++++ SUPPLIED DATA

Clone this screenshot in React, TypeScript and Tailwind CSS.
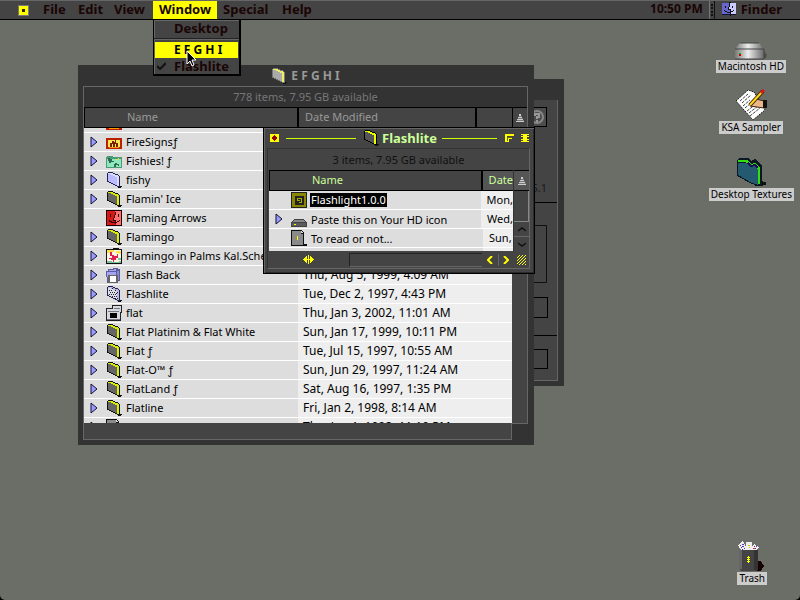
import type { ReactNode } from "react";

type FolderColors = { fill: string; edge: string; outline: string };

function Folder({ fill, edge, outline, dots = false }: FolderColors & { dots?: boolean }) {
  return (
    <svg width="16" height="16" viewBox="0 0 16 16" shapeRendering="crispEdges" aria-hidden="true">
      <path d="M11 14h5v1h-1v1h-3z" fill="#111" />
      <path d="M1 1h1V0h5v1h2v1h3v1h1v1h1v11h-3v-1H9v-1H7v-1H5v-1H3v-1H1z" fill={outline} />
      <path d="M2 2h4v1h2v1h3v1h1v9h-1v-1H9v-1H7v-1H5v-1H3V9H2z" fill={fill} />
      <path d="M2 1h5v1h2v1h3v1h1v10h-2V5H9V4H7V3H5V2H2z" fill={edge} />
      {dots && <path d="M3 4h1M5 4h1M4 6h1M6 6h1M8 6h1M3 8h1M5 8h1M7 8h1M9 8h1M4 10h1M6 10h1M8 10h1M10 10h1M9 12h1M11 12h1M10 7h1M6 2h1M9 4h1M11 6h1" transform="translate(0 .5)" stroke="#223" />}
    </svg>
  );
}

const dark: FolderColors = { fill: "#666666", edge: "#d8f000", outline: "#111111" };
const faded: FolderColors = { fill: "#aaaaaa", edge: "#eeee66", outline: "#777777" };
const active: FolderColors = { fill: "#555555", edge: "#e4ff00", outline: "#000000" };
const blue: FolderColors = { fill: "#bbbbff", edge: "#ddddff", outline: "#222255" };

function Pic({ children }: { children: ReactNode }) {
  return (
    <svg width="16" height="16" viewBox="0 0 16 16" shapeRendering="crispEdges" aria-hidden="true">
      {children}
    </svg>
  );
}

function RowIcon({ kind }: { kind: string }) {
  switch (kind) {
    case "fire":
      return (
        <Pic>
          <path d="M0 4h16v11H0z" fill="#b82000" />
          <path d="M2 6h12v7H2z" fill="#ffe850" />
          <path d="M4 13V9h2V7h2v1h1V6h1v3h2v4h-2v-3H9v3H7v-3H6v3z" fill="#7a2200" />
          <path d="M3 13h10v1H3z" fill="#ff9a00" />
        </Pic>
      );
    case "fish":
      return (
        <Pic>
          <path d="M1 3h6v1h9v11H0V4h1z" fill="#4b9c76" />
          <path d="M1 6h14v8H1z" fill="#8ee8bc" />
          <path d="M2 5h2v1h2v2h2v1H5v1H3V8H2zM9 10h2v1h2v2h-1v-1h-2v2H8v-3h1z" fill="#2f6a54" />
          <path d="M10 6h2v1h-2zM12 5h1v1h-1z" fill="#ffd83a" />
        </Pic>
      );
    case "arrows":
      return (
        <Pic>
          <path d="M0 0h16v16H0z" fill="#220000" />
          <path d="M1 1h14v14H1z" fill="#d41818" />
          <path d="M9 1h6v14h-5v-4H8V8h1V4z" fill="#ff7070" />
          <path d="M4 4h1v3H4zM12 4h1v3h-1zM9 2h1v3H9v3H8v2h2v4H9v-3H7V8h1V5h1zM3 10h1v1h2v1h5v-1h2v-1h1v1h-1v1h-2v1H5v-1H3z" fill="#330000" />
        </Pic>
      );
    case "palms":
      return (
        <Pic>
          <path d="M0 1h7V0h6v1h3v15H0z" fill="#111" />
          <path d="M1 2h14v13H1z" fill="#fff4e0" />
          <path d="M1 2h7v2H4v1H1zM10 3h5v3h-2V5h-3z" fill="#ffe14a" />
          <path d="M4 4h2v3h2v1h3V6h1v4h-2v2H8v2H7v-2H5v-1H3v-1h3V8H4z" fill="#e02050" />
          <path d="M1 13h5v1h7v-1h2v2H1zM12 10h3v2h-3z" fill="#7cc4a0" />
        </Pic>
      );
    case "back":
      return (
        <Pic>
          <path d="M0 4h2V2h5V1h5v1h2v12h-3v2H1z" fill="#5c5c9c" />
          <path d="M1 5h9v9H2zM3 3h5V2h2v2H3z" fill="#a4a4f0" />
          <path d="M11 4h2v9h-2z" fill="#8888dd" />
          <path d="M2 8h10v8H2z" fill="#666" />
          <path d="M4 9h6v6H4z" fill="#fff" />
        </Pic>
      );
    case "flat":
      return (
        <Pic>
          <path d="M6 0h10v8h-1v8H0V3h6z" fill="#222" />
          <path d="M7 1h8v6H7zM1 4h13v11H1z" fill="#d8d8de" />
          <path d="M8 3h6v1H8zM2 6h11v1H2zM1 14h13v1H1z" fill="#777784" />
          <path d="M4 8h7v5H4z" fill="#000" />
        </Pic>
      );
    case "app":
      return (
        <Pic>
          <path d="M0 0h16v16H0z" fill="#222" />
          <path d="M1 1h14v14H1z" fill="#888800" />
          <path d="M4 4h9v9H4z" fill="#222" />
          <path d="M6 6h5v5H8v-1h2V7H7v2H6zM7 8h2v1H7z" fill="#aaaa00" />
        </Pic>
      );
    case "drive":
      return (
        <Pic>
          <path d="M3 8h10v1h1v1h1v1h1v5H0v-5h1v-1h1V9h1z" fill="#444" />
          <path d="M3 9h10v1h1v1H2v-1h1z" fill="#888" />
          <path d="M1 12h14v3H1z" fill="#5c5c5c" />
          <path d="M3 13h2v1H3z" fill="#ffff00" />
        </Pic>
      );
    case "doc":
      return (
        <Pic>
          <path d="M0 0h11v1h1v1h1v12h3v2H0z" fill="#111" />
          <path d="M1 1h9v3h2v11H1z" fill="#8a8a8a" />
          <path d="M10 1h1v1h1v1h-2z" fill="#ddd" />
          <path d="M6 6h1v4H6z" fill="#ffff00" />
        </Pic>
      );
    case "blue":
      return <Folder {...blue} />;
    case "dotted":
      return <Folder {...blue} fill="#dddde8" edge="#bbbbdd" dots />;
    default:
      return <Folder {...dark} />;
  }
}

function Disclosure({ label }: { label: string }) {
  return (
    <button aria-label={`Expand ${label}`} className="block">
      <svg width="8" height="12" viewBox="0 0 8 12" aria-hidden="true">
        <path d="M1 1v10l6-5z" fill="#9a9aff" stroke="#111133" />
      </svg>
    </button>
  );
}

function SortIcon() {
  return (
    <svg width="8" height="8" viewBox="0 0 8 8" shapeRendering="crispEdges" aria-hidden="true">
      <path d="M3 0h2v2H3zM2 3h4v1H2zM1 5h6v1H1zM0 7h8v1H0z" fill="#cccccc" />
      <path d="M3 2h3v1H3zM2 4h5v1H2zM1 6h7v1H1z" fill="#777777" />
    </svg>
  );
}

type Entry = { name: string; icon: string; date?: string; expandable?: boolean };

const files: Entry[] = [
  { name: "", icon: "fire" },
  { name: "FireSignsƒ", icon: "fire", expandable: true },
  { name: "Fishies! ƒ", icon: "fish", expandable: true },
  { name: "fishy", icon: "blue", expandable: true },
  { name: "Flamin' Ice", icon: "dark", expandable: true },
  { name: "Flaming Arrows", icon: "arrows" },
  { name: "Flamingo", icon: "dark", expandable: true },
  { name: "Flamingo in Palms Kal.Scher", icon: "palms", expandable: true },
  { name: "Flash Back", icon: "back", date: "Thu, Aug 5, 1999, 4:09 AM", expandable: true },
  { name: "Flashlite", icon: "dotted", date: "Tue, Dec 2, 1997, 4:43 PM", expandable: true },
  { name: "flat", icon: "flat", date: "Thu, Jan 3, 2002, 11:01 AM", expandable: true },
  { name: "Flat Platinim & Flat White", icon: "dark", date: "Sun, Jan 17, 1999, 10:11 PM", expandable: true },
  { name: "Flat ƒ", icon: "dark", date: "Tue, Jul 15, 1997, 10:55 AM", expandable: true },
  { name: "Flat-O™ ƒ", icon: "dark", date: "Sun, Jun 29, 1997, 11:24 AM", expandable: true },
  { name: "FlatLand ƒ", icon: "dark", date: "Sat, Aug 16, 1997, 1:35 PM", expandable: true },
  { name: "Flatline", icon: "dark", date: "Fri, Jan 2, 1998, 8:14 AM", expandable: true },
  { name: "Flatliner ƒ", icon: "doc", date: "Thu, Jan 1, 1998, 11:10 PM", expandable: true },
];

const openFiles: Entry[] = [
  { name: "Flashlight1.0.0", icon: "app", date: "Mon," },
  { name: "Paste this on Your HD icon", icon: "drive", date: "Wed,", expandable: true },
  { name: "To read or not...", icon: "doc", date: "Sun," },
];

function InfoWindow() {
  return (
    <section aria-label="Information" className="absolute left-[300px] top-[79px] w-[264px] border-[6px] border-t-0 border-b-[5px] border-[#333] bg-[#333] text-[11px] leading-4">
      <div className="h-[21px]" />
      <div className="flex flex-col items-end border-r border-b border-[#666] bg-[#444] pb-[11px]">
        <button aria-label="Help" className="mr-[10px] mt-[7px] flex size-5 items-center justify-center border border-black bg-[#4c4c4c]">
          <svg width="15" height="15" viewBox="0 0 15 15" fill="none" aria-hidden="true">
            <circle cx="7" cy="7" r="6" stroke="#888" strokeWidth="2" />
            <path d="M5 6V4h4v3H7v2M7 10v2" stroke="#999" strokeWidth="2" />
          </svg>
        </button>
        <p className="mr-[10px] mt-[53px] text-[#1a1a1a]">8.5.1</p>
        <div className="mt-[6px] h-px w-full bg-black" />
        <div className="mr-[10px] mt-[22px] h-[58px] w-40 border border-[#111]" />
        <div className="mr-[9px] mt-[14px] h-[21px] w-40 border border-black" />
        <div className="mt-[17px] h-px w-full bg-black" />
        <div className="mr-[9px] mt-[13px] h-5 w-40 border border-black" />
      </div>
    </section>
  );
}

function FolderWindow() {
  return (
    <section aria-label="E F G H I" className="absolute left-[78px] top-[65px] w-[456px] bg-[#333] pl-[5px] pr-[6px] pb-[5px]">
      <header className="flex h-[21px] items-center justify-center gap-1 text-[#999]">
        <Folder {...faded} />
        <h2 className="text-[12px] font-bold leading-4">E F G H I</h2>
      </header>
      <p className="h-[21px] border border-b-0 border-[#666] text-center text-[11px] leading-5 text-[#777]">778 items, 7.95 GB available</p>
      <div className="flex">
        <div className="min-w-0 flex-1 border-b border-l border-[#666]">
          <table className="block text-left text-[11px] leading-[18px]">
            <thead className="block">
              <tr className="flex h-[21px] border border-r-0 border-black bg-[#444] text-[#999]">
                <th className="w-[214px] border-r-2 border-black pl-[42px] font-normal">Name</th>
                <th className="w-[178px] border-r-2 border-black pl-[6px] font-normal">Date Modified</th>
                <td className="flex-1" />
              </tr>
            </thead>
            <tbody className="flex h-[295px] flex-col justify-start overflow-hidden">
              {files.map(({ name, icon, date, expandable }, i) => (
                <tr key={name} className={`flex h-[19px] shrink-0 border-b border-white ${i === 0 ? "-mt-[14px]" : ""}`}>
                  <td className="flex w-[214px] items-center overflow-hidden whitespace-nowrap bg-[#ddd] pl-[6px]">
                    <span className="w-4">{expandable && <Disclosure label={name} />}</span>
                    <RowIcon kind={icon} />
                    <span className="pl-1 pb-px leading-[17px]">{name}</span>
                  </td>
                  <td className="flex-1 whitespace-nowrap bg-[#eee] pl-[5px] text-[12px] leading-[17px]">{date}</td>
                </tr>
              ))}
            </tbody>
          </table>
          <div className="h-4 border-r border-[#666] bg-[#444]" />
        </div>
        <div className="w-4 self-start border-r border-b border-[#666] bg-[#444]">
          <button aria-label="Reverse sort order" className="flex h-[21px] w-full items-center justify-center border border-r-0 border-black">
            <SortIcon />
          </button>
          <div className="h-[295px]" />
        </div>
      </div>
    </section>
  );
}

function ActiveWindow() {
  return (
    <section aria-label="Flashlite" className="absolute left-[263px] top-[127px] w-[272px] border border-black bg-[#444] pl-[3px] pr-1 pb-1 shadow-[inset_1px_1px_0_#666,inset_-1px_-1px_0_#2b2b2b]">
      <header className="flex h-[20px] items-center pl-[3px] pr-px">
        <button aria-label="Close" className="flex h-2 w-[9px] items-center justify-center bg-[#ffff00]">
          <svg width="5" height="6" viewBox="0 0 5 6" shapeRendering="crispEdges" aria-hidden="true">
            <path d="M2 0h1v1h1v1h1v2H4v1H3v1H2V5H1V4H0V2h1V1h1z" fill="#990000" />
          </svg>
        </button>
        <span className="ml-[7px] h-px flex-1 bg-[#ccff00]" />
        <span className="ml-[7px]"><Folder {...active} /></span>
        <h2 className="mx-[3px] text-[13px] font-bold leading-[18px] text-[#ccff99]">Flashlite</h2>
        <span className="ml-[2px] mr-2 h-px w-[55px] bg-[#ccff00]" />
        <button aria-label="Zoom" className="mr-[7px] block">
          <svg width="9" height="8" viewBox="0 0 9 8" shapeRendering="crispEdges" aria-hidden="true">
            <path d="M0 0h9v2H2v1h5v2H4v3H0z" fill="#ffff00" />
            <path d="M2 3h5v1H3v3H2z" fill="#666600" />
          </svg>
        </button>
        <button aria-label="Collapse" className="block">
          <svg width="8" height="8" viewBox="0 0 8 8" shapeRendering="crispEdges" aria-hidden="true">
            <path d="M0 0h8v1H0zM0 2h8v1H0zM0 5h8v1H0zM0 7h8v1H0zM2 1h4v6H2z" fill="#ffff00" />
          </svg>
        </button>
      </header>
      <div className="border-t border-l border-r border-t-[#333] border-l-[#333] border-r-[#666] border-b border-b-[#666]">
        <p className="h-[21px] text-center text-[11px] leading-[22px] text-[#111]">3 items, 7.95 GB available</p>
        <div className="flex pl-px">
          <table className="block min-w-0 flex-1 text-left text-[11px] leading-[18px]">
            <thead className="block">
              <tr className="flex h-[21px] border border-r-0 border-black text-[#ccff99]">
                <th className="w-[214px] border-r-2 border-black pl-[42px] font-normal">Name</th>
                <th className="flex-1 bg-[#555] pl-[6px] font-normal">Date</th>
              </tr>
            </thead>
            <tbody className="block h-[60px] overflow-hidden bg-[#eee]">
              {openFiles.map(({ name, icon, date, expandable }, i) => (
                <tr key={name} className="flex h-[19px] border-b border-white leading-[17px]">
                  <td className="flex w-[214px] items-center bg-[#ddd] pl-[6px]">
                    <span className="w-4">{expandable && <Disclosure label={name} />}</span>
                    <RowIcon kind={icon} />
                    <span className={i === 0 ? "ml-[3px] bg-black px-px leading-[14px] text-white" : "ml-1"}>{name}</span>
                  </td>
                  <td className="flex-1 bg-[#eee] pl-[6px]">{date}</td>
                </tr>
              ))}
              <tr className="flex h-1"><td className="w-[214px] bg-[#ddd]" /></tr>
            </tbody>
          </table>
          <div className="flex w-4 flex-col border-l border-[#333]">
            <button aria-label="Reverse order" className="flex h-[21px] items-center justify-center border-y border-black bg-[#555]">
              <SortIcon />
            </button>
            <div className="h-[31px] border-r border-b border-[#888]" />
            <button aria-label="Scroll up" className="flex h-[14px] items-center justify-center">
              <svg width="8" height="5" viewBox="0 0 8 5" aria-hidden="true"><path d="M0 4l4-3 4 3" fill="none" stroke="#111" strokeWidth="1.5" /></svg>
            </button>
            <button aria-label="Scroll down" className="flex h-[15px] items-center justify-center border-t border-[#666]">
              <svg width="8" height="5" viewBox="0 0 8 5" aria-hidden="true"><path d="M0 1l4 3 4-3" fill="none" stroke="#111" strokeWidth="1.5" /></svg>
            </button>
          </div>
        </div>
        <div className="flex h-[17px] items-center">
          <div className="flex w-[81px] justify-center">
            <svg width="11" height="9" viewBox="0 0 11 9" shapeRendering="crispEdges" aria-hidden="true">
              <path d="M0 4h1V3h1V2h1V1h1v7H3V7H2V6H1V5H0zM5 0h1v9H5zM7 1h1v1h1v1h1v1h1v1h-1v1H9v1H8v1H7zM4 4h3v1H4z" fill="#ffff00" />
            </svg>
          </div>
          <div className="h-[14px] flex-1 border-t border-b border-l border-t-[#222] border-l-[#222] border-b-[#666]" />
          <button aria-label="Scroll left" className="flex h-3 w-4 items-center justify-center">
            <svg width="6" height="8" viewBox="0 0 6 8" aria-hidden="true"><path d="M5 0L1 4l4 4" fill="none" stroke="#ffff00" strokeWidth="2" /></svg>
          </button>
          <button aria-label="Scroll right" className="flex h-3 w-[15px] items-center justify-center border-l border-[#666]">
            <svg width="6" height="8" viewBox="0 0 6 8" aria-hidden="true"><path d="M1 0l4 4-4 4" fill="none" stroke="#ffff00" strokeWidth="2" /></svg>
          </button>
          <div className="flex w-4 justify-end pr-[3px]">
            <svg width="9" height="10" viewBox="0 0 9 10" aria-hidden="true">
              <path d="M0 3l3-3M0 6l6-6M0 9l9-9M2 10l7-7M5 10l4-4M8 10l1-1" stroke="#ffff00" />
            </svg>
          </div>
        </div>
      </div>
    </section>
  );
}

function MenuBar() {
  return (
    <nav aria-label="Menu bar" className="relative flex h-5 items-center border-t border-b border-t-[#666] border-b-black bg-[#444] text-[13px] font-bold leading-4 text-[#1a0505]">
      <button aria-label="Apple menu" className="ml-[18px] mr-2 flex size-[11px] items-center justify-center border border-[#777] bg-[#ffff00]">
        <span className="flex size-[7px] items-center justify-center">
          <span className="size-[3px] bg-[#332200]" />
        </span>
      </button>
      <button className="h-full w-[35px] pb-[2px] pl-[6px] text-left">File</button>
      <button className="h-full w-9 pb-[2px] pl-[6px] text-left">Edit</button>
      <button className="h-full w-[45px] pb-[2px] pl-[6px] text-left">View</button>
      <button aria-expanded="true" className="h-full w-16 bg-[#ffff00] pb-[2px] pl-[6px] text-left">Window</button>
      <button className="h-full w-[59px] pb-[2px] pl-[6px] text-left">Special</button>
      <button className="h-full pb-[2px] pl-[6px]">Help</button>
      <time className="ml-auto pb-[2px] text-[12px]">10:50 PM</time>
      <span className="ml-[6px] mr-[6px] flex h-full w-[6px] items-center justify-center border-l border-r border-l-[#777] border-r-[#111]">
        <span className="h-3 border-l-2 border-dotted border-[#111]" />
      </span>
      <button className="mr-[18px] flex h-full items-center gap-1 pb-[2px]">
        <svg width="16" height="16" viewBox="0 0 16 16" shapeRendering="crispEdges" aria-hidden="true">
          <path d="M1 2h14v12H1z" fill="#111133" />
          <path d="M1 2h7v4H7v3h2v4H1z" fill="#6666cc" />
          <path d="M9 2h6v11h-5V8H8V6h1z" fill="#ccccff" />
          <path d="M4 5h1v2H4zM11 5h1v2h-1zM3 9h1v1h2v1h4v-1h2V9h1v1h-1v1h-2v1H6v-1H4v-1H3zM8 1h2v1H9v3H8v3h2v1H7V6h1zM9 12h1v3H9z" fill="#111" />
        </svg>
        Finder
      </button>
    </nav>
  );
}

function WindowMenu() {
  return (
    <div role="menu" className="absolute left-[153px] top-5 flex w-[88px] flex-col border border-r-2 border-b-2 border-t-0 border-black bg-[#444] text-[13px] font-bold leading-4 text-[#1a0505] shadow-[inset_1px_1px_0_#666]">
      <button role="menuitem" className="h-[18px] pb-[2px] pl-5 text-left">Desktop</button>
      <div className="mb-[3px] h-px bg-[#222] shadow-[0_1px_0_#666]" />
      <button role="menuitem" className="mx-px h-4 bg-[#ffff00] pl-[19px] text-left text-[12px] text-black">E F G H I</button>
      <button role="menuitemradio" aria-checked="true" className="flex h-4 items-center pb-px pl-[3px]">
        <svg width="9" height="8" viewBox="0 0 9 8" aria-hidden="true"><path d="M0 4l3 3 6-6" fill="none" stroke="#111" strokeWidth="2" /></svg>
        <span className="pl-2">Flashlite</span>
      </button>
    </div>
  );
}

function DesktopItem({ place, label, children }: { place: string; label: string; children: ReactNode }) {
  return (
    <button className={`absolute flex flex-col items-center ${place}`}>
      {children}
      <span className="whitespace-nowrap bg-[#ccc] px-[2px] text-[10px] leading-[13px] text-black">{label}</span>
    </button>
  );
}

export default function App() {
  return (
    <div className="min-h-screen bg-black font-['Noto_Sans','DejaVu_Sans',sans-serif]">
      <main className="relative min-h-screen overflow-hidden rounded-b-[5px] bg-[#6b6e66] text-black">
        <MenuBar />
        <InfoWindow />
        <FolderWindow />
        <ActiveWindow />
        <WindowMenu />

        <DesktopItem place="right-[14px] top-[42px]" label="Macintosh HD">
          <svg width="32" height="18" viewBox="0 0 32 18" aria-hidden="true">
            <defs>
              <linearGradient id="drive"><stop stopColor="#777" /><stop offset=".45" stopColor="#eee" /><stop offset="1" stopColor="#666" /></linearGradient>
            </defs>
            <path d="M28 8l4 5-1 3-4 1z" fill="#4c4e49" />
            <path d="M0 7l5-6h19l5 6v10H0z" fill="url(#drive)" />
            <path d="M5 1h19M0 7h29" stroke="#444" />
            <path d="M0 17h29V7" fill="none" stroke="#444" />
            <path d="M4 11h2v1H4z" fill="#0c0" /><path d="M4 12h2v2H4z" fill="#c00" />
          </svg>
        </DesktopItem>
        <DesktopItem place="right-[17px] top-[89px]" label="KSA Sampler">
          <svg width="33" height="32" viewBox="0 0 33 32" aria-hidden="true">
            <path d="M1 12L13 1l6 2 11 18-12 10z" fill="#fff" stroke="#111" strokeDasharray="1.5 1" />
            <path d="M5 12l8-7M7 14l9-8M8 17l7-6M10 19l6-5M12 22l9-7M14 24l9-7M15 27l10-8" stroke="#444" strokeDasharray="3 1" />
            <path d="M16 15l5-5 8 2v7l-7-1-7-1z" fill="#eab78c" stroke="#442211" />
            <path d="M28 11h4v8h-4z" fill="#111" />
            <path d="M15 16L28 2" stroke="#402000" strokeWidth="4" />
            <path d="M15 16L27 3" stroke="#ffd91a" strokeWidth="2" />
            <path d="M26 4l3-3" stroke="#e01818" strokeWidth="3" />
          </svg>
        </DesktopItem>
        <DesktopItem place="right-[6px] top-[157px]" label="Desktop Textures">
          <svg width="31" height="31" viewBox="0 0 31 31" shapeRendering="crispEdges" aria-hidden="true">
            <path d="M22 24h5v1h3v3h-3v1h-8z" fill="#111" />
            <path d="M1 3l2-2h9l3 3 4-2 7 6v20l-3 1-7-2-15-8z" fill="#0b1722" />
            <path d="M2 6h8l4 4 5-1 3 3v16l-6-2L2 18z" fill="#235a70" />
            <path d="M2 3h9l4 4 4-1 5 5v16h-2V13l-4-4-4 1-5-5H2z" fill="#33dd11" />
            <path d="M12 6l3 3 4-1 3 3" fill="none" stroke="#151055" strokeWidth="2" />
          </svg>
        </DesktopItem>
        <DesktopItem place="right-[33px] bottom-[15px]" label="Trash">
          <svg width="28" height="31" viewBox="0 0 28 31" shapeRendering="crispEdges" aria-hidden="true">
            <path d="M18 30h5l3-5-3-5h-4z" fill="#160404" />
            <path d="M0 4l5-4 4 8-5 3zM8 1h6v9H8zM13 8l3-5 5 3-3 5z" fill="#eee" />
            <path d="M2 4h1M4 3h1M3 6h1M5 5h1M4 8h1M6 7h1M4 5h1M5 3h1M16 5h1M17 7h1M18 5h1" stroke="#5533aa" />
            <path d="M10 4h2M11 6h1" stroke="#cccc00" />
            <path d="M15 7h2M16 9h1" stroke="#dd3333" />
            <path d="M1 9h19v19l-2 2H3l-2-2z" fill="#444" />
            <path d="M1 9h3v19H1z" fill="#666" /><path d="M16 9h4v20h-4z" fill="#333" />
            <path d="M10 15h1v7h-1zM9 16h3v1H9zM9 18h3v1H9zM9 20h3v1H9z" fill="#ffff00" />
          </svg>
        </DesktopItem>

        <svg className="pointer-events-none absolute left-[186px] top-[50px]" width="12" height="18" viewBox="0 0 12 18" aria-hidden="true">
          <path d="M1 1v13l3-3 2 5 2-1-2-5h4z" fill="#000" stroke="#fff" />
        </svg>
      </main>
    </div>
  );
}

++++++++

## WRITTEN TASK
Leave out the pictures, then repeat the listing above exactly from its first line to the line with "const blue: FolderColors", inclusive.

## ANSWER TO THIS EXERCISE
Clone this screenshot in React, TypeScript and Tailwind CSS.
import type { ReactNode } from "react";

type FolderColors = { fill: string; edge: string; outline: string };

function Folder({ fill, edge, outline, dots = false }: FolderColors & { dots?: boolean }) {
  return (
    <svg width="16" height="16" viewBox="0 0 16 16" shapeRendering="crispEdges" aria-hidden="true">
      <path d="M11 14h5v1h-1v1h-3z" fill="#111" />
      <path d="M1 1h1V0h5v1h2v1h3v1h1v1h1v11h-3v-1H9v-1H7v-1H5v-1H3v-1H1z" fill={outline} />
      <path d="M2 2h4v1h2v1h3v1h1v9h-1v-1H9v-1H7v-1H5v-1H3V9H2z" fill={fill} />
      <path d="M2 1h5v1h2v1h3v1h1v10h-2V5H9V4H7V3H5V2H2z" fill={edge} />
      {dots && <path d="M3 4h1M5 4h1M4 6h1M6 6h1M8 6h1M3 8h1M5 8h1M7 8h1M9 8h1M4 10h1M6 10h1M8 10h1M10 10h1M9 12h1M11 12h1M10 7h1M6 2h1M9 4h1M11 6h1" transform="translate(0 .5)" stroke="#223" />}
    </svg>
  );
}

const dark: FolderColors = { fill: "#666666", edge: "#d8f000", outline: "#111111" };
const faded: FolderColors = { fill: "#aaaaaa", edge: "#eeee66", outline: "#777777" };
const active: FolderColors = { fill: "#555555", edge: "#e4ff00", outline: "#000000" };
const blue: FolderColors = { fill: "#bbbbff", edge: "#ddddff", outline: "#222255" };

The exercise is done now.